Cybersecurity: Are these records safe?

The safety and security of protected and sensitive information is paramount. Prescription monitoring programs contain sensitive information that includes patient names, date of birth, social security numbers, addresses and phone numbers as well as information about prescriptions an individual has received. The consequences of a breach of security can be highly detrimental and potentially harmful to individuals. The PMP must be highly secure to protect individuals from illegally gaining access to this information. In June of 2009 however, a hacker was alleged to have accessed the State of Virginia’s prescription monitoring program, allowing access to 35 million prescription records. While this system was quickly shutdown, it is unclear if there was any impact from this breach. The motive for such an attack is unclear, but analysts suspect that this information could have been used to gain access to refills for illicitly obtaining opioids and benzodiazepines. In theory, this information could also be quite valuable to insurance companies who could deny coverage to individuals deemed at risk.

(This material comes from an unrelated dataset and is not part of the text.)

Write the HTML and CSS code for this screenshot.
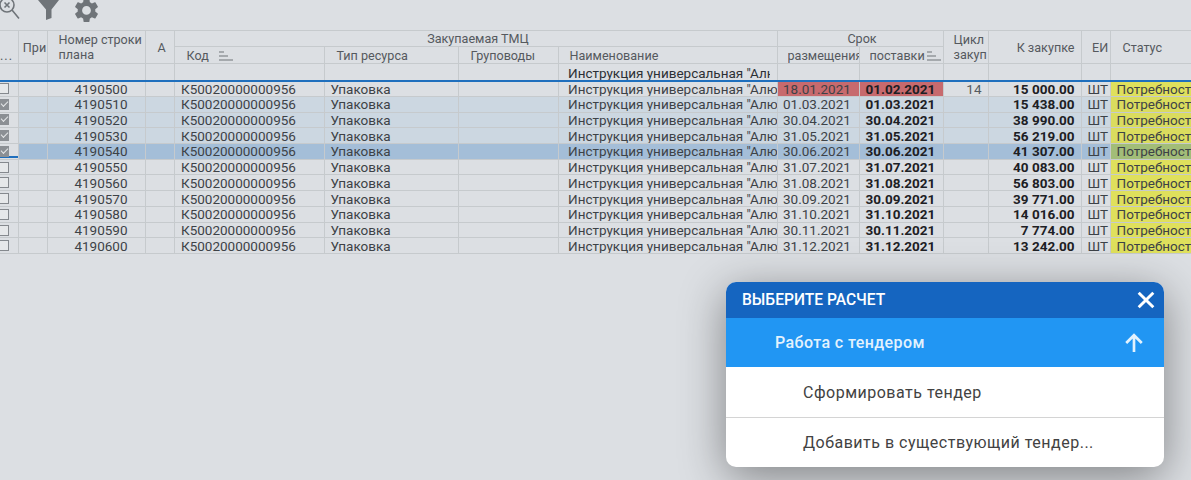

Hackers have accessed an array of databases including banks, credit card companies, and even FEMA and the FBI have been targeted by hackers with some success. While a credit card number or your bank account can be cancelled and changed, more private information pertaining to your health cannot.

As with any database, policy around security of any PMP requires scrutiny. States need to provide assurances that the systems are secure and need to have systems in place that address any breach of information. Patients and providers should also be notified if there is a breach so that they can take the appropriate steps to protect themselves.

Another protection should allow prescribers to review their own prescribing history to ensure that they have not been subject to misuse of their DEA number. Finally, patients should be able to obtain access, through some formal process, to ensure that the history is truly theirs. His should also include a process for appeal.

Non-medical Use: Are personal rights being violated?

The area that has raised the most questions however, is non-medical use of the PMP. This is where the lines get really blurred. In most states, access to the PMP is afforded not only to medical professionals, but also to law enforcement. Most law enforcement officers and agencies use this information in the right way, to protect individuals and to aid in investigations. Use of the PMP by law enforcement can be valuable. It can help to identify incidences of drug diversion as well as overprescribing.

Certainly, there is a legitimate reason for law enforcement to access these records. Whether or not this should require a warrant however, has been debated. In many states, officers only need probable cause to access the PMP. The ACLU has argued that patients have a right to privacy and that access should require a warrant and in fact a federal judge ruled this to be true. Some states limit access to only certain investigators, while others require training before access is permitted. There are states however that support carte blanche access without a warrant. This is a debate that will likely continue, with strong arguments both pro and con for non-medical access.

The PMP is a novel concept that was launched in an attempt to curb the misuse of prescription drugs. It has good intentions and there have been reports of some success in achieving its primary goal. What is less known is where in lie its faults. There are some harms that have been proposed including shifting use to illicit drugs as well as limiting access for patients in need. Privacy however is another significant issue and it remains unclear if there will be downstream effects of use of this system in his regard. This is especially true when this system is used for non-medical reasons. There are good arguments both for and against PMPs. What will be most important is that policy around PMPs protects patients as well as their privacy while also helping to curb the opioid epidemic. Policy makers will need to utilize evidence-informed data for decisions around access and use in order to best protect people against misuse, intended or not.